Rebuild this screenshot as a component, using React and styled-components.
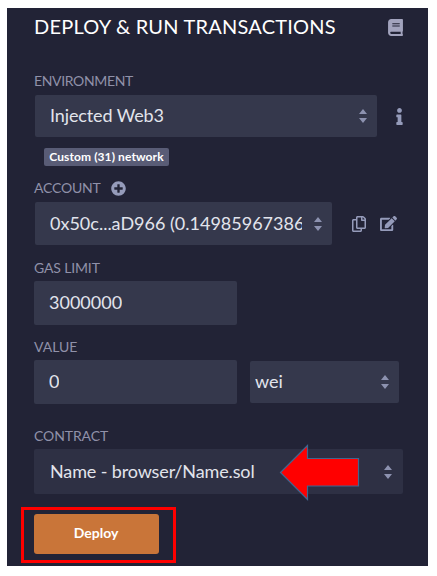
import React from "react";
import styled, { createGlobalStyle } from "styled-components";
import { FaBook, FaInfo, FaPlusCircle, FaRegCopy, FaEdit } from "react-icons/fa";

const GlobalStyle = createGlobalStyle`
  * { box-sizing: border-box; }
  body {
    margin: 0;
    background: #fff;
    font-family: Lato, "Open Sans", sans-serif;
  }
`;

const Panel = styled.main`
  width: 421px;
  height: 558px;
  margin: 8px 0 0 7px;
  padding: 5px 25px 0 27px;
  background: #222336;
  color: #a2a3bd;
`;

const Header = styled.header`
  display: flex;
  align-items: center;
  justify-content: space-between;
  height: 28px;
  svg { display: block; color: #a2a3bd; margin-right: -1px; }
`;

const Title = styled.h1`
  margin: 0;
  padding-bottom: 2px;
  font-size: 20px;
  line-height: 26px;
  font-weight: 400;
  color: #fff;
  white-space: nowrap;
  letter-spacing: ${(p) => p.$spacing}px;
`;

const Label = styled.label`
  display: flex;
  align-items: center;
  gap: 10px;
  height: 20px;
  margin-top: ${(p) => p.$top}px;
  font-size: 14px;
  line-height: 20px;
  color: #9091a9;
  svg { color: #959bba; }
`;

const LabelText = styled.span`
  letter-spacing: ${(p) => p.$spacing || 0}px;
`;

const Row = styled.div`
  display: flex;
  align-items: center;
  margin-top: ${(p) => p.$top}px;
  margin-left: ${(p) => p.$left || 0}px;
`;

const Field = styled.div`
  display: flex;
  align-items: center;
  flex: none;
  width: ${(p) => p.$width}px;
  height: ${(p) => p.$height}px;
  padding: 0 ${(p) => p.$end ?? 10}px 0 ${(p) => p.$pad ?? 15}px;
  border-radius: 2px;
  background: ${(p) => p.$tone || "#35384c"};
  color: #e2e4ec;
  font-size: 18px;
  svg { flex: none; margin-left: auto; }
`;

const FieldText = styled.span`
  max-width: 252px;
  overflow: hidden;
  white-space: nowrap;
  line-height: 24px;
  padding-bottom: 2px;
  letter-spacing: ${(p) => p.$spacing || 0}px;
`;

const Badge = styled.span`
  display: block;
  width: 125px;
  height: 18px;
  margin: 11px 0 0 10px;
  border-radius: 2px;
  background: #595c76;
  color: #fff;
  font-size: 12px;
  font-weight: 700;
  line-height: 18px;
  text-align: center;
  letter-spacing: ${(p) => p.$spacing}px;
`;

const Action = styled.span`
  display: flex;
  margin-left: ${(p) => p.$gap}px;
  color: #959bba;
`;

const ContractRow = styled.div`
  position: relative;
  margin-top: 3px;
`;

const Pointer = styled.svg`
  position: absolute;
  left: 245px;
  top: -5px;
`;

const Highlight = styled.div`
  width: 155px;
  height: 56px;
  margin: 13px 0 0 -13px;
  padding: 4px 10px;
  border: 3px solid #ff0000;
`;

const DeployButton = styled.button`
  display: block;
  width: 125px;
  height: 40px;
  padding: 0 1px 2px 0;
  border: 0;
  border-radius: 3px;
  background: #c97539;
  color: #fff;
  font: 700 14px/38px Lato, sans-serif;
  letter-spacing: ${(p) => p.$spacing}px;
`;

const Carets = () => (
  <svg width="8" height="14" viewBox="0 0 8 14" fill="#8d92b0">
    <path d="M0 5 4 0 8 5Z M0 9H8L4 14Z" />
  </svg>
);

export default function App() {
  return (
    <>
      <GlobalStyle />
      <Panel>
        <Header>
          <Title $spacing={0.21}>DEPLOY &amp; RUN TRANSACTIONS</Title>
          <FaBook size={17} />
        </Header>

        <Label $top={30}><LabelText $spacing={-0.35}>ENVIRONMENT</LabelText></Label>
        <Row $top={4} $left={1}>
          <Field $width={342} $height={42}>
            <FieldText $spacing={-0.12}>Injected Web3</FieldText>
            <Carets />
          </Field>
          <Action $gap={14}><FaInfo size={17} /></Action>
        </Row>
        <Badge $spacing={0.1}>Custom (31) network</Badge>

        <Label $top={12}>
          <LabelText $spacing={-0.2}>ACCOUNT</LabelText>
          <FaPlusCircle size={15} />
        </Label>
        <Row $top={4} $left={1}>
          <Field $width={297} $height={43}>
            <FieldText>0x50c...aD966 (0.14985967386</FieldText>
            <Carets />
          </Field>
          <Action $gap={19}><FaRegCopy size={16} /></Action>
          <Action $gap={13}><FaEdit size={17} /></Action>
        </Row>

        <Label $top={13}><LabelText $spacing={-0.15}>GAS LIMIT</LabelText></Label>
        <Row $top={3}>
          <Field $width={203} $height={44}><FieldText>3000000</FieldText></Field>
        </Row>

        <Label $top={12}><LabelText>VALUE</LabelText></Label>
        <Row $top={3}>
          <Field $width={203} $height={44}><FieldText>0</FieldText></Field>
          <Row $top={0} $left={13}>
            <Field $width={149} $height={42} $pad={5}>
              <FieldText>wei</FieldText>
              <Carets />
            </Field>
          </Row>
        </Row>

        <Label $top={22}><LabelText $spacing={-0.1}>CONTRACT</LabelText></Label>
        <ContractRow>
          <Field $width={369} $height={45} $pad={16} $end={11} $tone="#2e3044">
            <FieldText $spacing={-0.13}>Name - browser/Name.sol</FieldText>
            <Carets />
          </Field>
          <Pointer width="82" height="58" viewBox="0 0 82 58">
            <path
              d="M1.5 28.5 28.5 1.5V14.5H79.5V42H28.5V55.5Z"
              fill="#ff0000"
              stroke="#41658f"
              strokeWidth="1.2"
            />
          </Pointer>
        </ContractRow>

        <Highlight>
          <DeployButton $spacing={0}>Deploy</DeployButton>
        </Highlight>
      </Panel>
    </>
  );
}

--------------------------------

Say how many lines have the string "components" in them, offering no words beyond the number.

2